Recorded at Chappell, London (7/30/67, 8/1/67 & other dates)
UK Polydor single #56192
4. WORDS
Recorded at IBC Studios, London (10/3/67)
UK Polydor single #56229/US Atco #6548
5. SIR GEOFFREY SAVED THE WORLD
Recorded at IBC Studios, London (8/9/67)
UK Polydor single #56220/US Atco #6532
6. SINKING SHIPS
Recorded at IBC Studios, London (11/7/67 & other dates)
UK Polydor single #56229/US Atco #6548
7. REALLY AND SINCERELY (Alternate Version)
Recorded at IBC Studios, London (11/28/67)
[Previously Unissued]
8. SWAN SONG (Alternate Version)
Recorded at IBC Studios, London (11/29/67)
[Previously Unissued]
9. MRS. GILLESPIE'S REFRIGERATOR
Recorded late 1966/Early 1967, location unknown
[Previously Unissued]
10. DEEPLY, DEEPLY ME
Recorded late 1966/Early 1967, location unknown
[Previously Unissued]
11. ALL MY CHRISTMASES CAME AT ONCE
Recorded at IBC Studios, London (8/31/67)
[Previously Unissued]
12. THANK YOU FOR CHRISTMAS
Recorded at IBC Studios, London (12/1/67)
[Previously Unissued]
13. MEDLEY:
SILENT NIGHT/HARK THE HERALD ANGELS SING
Recorded of IBC Studios, London (12/1/67)
[Previously Unissued]
All songs composed by Barry, Robin and Maurice Gibb, except "Barker Of
The U.F.O." by Barry Gibb; "Mrs. Gillespie's Refrigerator" by Barry
& Robin Gibb; "Silent Night" by Joseph Mohr & Franz Gruber; and
"Hark The Herald Angels Sing" by Charles Wesley & Felix Mendelssohn
Produced by Robert Stigwood and the Bee Gees
for Reaction Records
Accompaniment directed by Bill Shepherd
BARRY GIBB: vocals, guitar
ROBIN GIBB: vocals, organ
MAURICE GIBB: vocals, bass, Mellotron, piano
VINCE MELOUNEY: guitar
COLIN PETERSEN: drums
Horizontal was first issued as Atco #33-233 (January 1968).
__________________________________________________
The original U.S. album cover featured the Bee Gees' reflection in reverse.
Reissue Supervision: ANDREW SANDOVAL
Remastering: DAN HERSCH & BILL INGLOT at DIGIPREP
Editorial Supervision: SHERYL FARBER
Art Direction & Design: STEVE STANLEY
Photo Research: STEVEN P. GORMAN & ALESSANDRA QUARANTA
Project Assistance: ANDREA CRAIG, DICK ASHBY, JOHN ROBERTS, GINGER
DETTMAN, JIMMY EDWARDS, SAUL DAVIS, VANESSA ATKINS, GREGG GOLDMAN &
STEVE WOOLARD
Special Thanks: BOB STANLEY, MARK EASTER & JOE BRENNAN
__________________________________________________
At the dawn of 1967 the brothers Gibb sailed back from their adopted homeland of Australia to England, joined forces with impresario Robert Stigwood, and taped their first truly accomplished long player, Bee Gees' 1st. As a result of that album's almost instant acclaim, the group was besieged by press obligations, television appearances, and radio sessions. Amid this hectic schedule, they had the daunting task of pulling off a worthy follow-up album and maintaining a strong promotional presence.
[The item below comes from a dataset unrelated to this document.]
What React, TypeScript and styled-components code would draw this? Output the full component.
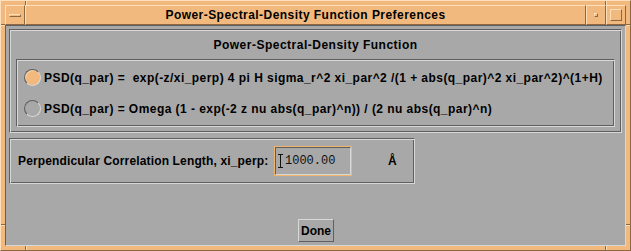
import React from "react";
import styled, { createGlobalStyle } from "styled-components";

const ORANGE = "#f2b97f";
const ORANGE_LIGHT = "#fde0bb";
const ORANGE_DARK = "#8c673f";
const GRAY = "#a8a8a8";
const GRAY_LIGHT = "#d8d8d8";
const GRAY_DARK = "#5f5f5f";
const FOCUS = "#f0b46c";

const Global = createGlobalStyle`
  html, body { margin: 0; padding: 0; background: ${GRAY}; }
  body { font-family: "Liberation Sans", Arial, sans-serif; }
`;

const Window = styled.div`
  position: relative;
  box-sizing: border-box;
  width: 631px;
  height: 251px;
  background: ${ORANGE};
  border: 1px solid;
  border-color: ${ORANGE_LIGHT} ${ORANGE_DARK} ${ORANGE_DARK} ${ORANGE_LIGHT};
  padding: 4px;
  display: flex;
  flex-direction: column;
`;

const Tick = styled.div<{ $v?: boolean }>`
  position: absolute;
  ${(p) =>
    p.$v
      ? `width: 2px; height: 4px; border-left: 1px solid ${ORANGE_DARK}; background: ${ORANGE_LIGHT}; box-sizing: border-box;`
      : `height: 2px; width: 4px; border-top: 1px solid ${ORANGE_DARK}; background: ${ORANGE_LIGHT}; box-sizing: border-box;`}
`;

const TitleBar = styled.div`
  display: flex;
  height: 20px;
  flex: none;
`;

const TitleButton = styled.div<{ $w?: number }>`
  box-sizing: border-box;
  width: ${(p) => (p.$w ? `${p.$w}px` : "auto")};
  flex: ${(p) => (p.$w ? "none" : "1")};
  height: 20px;
  border: 1px solid;
  border-color: ${ORANGE_LIGHT} ${ORANGE_DARK} ${ORANGE_DARK} ${ORANGE_LIGHT};
  display: flex;
  align-items: center;
  justify-content: center;
`;

const Title = styled.span`
  font: bold 12px "Liberation Sans", Arial, sans-serif;
  letter-spacing: 0.45px;
  color: #000;
  line-height: 18px;
  white-space: pre;
`;

const Knob = styled.div<{ $w: number; $h: number }>`
  box-sizing: border-box;
  width: ${(p) => p.$w}px;
  height: ${(p) => p.$h}px;
  border: 1px solid;
  border-color: ${ORANGE_LIGHT} ${ORANGE_DARK} ${ORANGE_DARK} ${ORANGE_LIGHT};
`;

const Content = styled.div`
  flex: 1;
  box-sizing: border-box;
  background: ${GRAY};
  border: 1px solid;
  border-color: ${GRAY_DARK} ${GRAY_LIGHT} ${GRAY_LIGHT} ${GRAY_DARK};
  padding: 3px 2px 3px 3px;
  display: flex;
  flex-direction: column;
  align-items: flex-start;
`;

const Etched = styled.div`
  box-sizing: border-box;
  border: 1px solid;
  border-color: ${GRAY_DARK} ${GRAY_LIGHT} ${GRAY_LIGHT} ${GRAY_DARK};
  box-shadow: inset 1px 1px 0 ${GRAY_LIGHT}, inset -1px -1px 0 ${GRAY_DARK};
`;

const Group = styled(Etched)`
  align-self: stretch;
  margin-right: 1px;
  padding: 8px 6px 5px 6px;
  display: flex;
  flex-direction: column;
`;

const GroupTitle = styled.div`
  font: bold 12px "Liberation Sans", Arial, sans-serif;
  letter-spacing: 0.5px;
  line-height: 14px;
  text-align: center;
  color: #000;
  margin-bottom: 7px;
`;

const RadioFrame = styled(Etched)`
  height: 68px;
  padding: 2px 7px 0 7px;
  display: flex;
  flex-direction: column;
`;

const RadioRow = styled.div`
  height: 31px;
  display: flex;
  align-items: center;
  gap: 3px;
`;

const RadioDot = styled.div<{ $on?: boolean }>`
  box-sizing: border-box;
  width: 17px;
  height: 17px;
  border-radius: 50%;
  flex: none;
  border: 1px solid;
  border-color: ${GRAY_DARK} ${GRAY_LIGHT} ${GRAY_LIGHT} ${GRAY_DARK};
  background: ${(p) => (p.$on ? ORANGE : GRAY)};
  box-shadow: ${(p) => (p.$on ? `inset 1px 1px 0 #f8d2a8` : "none")};
`;

const Formula = styled.span`
  font: bold 12px "Liberation Sans", Arial, sans-serif;
  letter-spacing: 0.45px;
  color: #000;
  white-space: pre;
`;

const FieldBox = styled(Etched)`
  margin-top: 5px;
  width: 406px;
  height: 46px;
  padding: 0 8px;
  display: flex;
  align-items: center;
`;

const FieldLabel = styled.span`
  font: bold 12px "Liberation Sans", Arial, sans-serif;
  letter-spacing: 0.15px;
  color: #000;
  white-space: pre;
  width: 256px;
  flex: none;
`;

const Input = styled.div`
  box-sizing: border-box;
  width: 78px;
  height: 30px;
  border: 1px solid ${FOCUS};
  flex: none;
`;

const InputWell = styled.div`
  box-sizing: border-box;
  height: 100%;
  border: 1px solid;
  border-color: ${GRAY_DARK} ${GRAY_LIGHT} ${GRAY_LIGHT} ${GRAY_DARK};
  display: flex;
  align-items: center;
  padding-left: 2px;
  gap: 2px;
`;

const Value = styled.span`
  font: 12px "Liberation Mono", "Courier New", monospace;
  color: #111;
  white-space: pre;
`;

const Unit = styled.span`
  font: bold 12px "Liberation Sans", Arial, sans-serif;
  color: #000;
  margin-left: 36px;
`;

const Footer = styled.div`
  align-self: stretch;
  margin-top: auto;
  display: flex;
  justify-content: center;
`;

const Button = styled.button`
  box-sizing: border-box;
  width: 36px;
  height: 23px;
  padding: 0;
  background: ${GRAY};
  border: 1px solid;
  border-color: ${GRAY_LIGHT} ${GRAY_DARK} ${GRAY_DARK} ${GRAY_LIGHT};
  font: bold 12px "Liberation Sans", Arial, sans-serif;
  color: #000;
`;

const IBeam = () => (
  <svg width="5" height="14" viewBox="0 0 5 14" style={{ flex: "none" }}>
    <path d="M0 0.5H5M2.5 0.5V13.5M0 13.5H5" stroke="#111" strokeWidth="1" fill="none" />
  </svg>
);

export default function App() {
  return (
    <>
      <Global />
      <Window>
        <Tick $v style={{ left: 24, top: 0 }} />
        <Tick $v style={{ left: 604, top: 0 }} />
        <Tick $v style={{ left: 24, bottom: 0 }} />
        <Tick $v style={{ left: 604, bottom: 0 }} />
        <Tick style={{ left: 0, top: 23 }} />
        <Tick style={{ right: 0, top: 23 }} />
        <Tick style={{ left: 0, top: 223 }} />
        <Tick style={{ right: 0, top: 223 }} />
        <TitleBar>
          <TitleButton $w={20}>
            <Knob $w={12} $h={3} />
          </TitleButton>
          <TitleButton>
            <Title>Power-Spectral-Density Function Preferences</Title>
          </TitleButton>
          <TitleButton $w={20}>
            <Knob $w={4} $h={4} />
          </TitleButton>
          <TitleButton $w={20}>
            <Knob $w={12} $h={12} />
          </TitleButton>
        </TitleBar>
        <Content>
          <Group>
            <GroupTitle>Power-Spectral-Density Function</GroupTitle>
            <RadioFrame>
              <RadioRow>
                <RadioDot $on />
                <Formula>{"PSD(q_par) =  exp(-z/xi_perp) 4 pi H sigma_r^2 xi_par^2 /(1 + abs(q_par)^2 xi_par^2)^(1+H)"}</Formula>
              </RadioRow>
              <RadioRow>
                <RadioDot />
                <Formula>{"PSD(q_par) = Omega (1 - exp(-2 z nu abs(q_par)^n)) / (2 nu abs(q_par)^n)"}</Formula>
              </RadioRow>
            </RadioFrame>
          </Group>
          <FieldBox>
            <FieldLabel>Perpendicular Correlation Length, xi_perp:</FieldLabel>
            <Input>
              <InputWell>
                <IBeam />
                <Value>1000.00</Value>
              </InputWell>
            </Input>
            <Unit>Å</Unit>
          </FieldBox>
          <Footer>
            <Button>Done</Button>
          </Footer>
        </Content>
      </Window>
    </>
  );
}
During the second half of '67, the group not only rose to the challenge but also delivered a more self-assured set of songs for their second international LP, Horizontal.
"It's more of us doing what we wanted to do," says Barry of the direction their second album took. "The 1st album was like trying to make a band out of us. The second album was more of the three brothers wanting our own way--wanting to experiment."
"We started to experiment in Horizontal away from everything they'd previously done," adds guitarist Vince Melouney. "Not that there was anything wrong with what they'd previously done--it was terrific. They just started to experiment more with sounds and arrangements." Culled from sessions held between July and November 1967, Horizontal captures the band in full flight.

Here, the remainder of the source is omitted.